To taste all these delicacies, however, you have to search out some of the famous "guachinches", places where you can breathe in the true spirit of the island. The northern and more famous variation of guachinches were developed from an idea of local wine producers to promote their product during the months of the harvest: for this reason, they are open only until stocks are exhausted.
To organise your journey to Tenerife you need only a passport or an identity card valid for use abroad. Spain is a member of the European Union and is part of the Schengen area.
Tenerife has no bad weather at all: the island is fortunate enough to enjoy an ideal climate all year round. However, the best time to visit the island is from June to October, when temperatures reach around 29°C. However, given the variety of the landscape, it is advisable to put summer clothes in your suitcase, but also a jacket or two for the higher altitudes. In the north, the climate is cooler and windier than in the south, which is calmer and sunnier.

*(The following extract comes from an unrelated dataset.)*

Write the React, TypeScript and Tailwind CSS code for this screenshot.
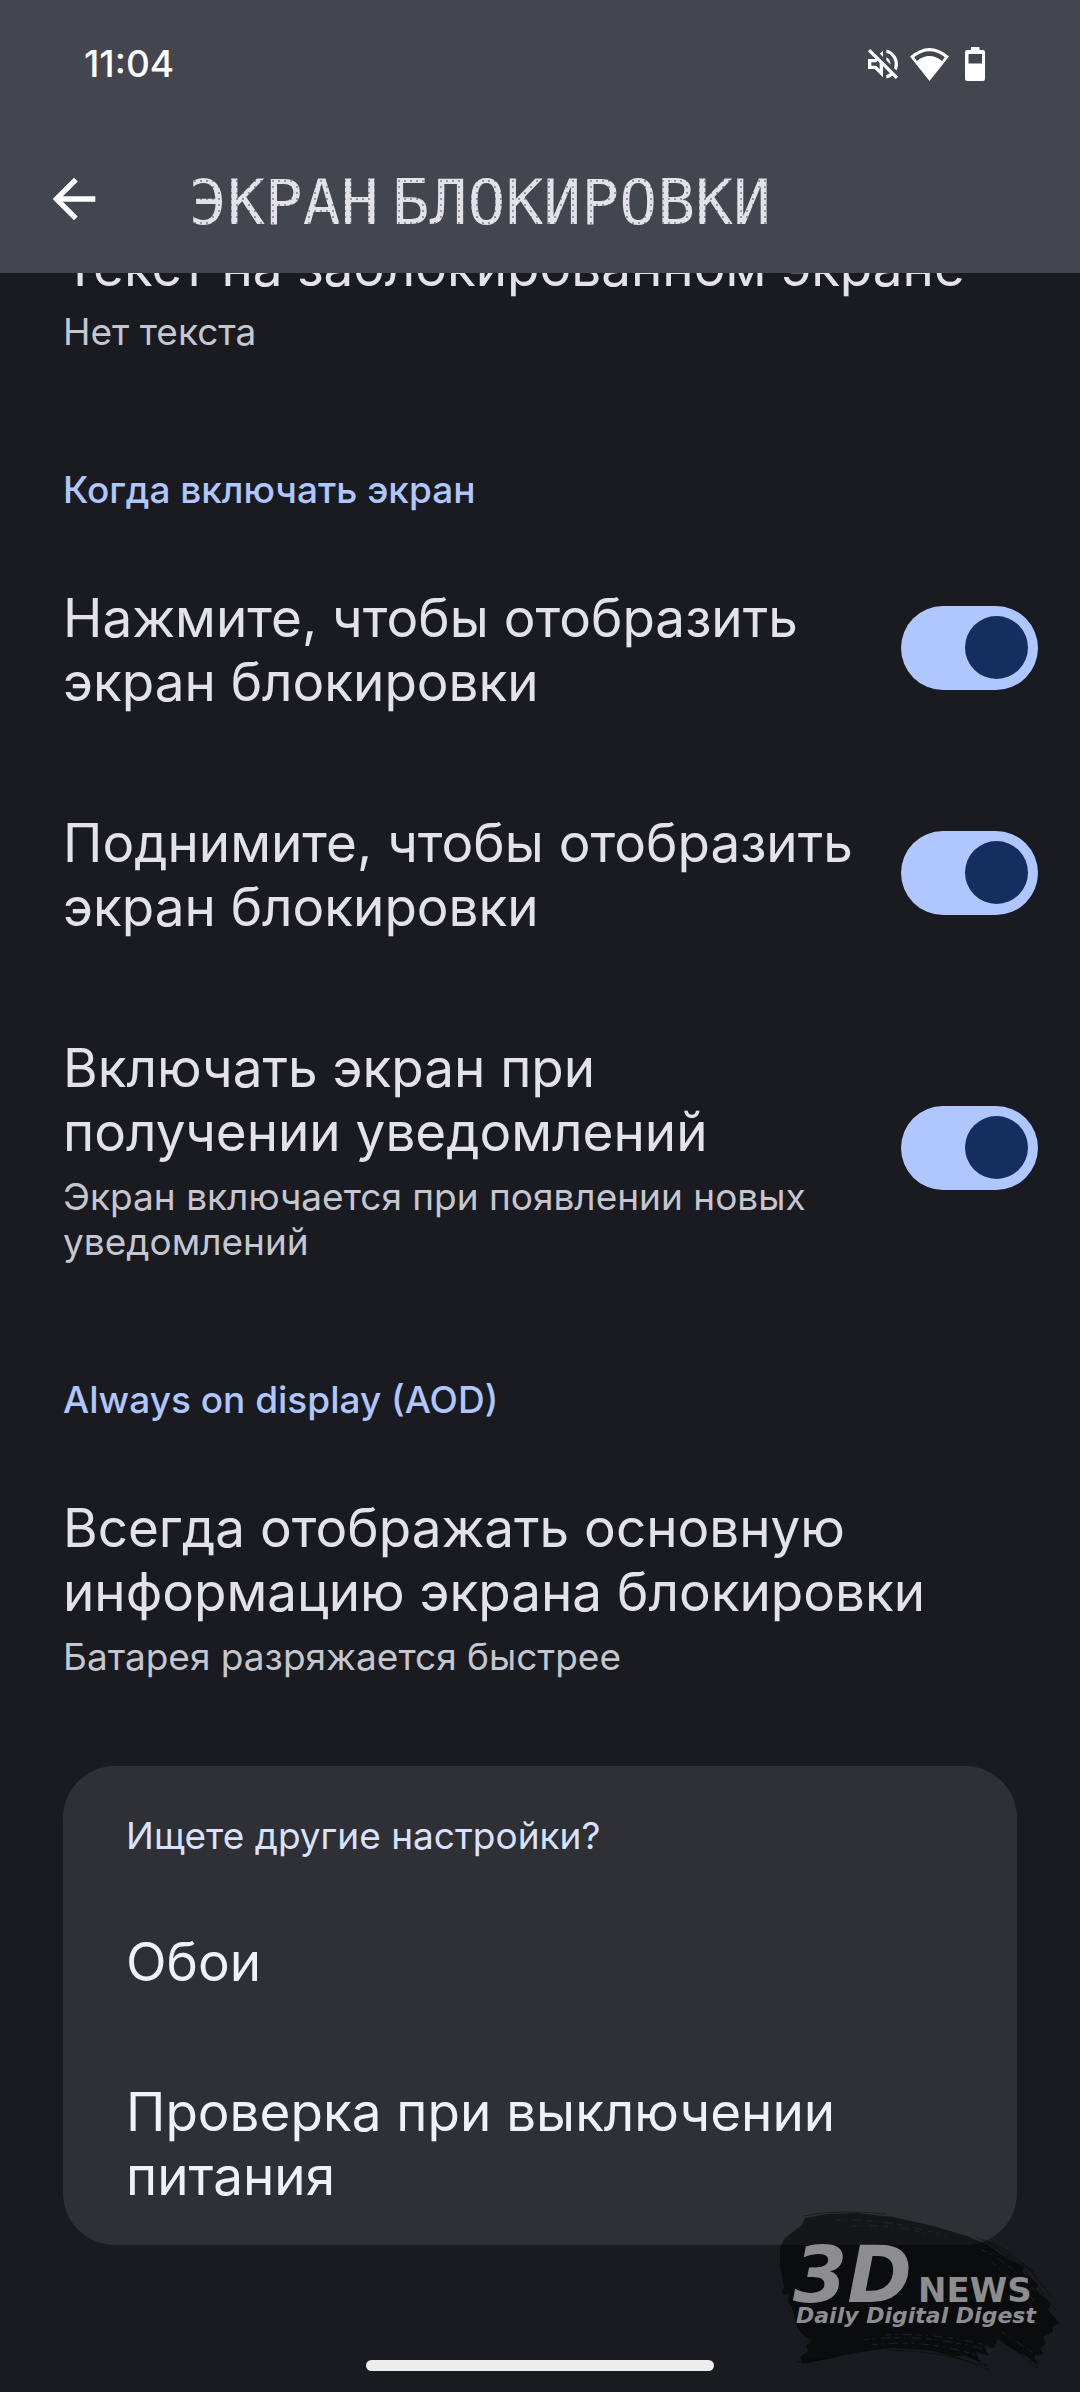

The lowest temperatures are recorded during the winter months, but with the minimum average of 14°. This is one more reason to take advantage of one of the most important events, the Tenerife Carnival. The Santa Cruz Carnival is one of the most famous in the world: fifteen days of pure fun marked by the election of the Reina de la Fiesta, the Queen of the Fiesta, and the Cavalcade, which announces the start of the event. Thousands of people crowd the streets in a succession of parades to the rhythm of music and masked groups. The climax came on Tuesday with the parade of Coso, a large parade of floats, while the following day sees el Entierro de la sardina, which signals the end of the festivities: the spirit of Carnival, represented by the sardine, is borne in a carriage and then burned in front of a committee of widows who earlier followed the carriage.